The single "Flashdance - What a Feeling", shot to the top of the charts there and went straight into the British charts at No 30 this week.

"Flashdance" opens at four London cinemas on June 30 and goes on general release a week later.

From the Daily Mirror, 21/6/1983:

Suddenly the afternoon bustle in Soho's Berwick Street market dies away. The traffic's at a standstill and a crowd has gathered.

They watch as an eccentrically dressed young black turns his body seemingly inside out. And upside down. Every movement is slow, precise and sinuous.

Jeffrey Daniel of Shalamar is Body Popping. Body popping is a Los Angeles street dance. It is the West Coast equivalent to the acrobatic "break dancing" that steals the new "Flashdance" movie.

Jeffrey gave Britain its first stunning taste of body popping when Shalamar appeared on "Top of the Pops" last June.

Until then they were just another faceless disco group. But Jeffrey's electrifying act helped push their single "A Night To Remember" into the charts.

By the end of the year Shalamar had notched up four hits in a row.

They sold out eight nights at London's Dominion Theatre and one at the Wembley Arena...

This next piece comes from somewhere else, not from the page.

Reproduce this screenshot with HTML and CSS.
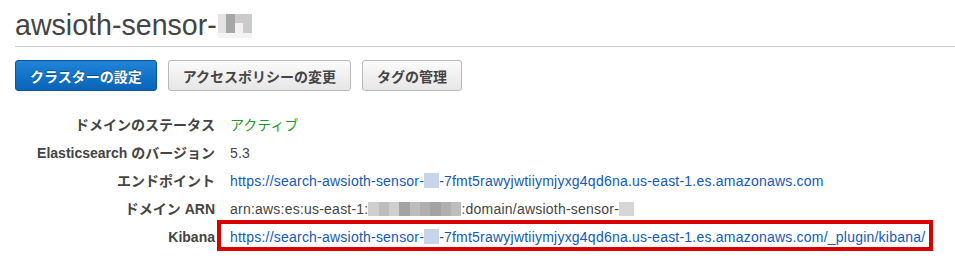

When Jeffrey is dancing it is hard to believe what he is doing with his body. One moment he glides backwards as if through quick-silver.

The next he shudders like a robot caught in the glare of a disco strobe light.

"Popping is slow and tightly conceived.

"But when it crossed over to the East Coast it became breaking - which is much more physical.

"Breaking is strictly acrobatic, spinning your body around your head or arms.

"Breakers are either gymnasts - or insane! With popping we never have to get on our heads or bounce off pavements."

1 comment:

Derek said...

A really big thing - but I couldn't do it. Local lads were trying it out on a mat outside our local Boots in 1983/84. I was hopeless at it.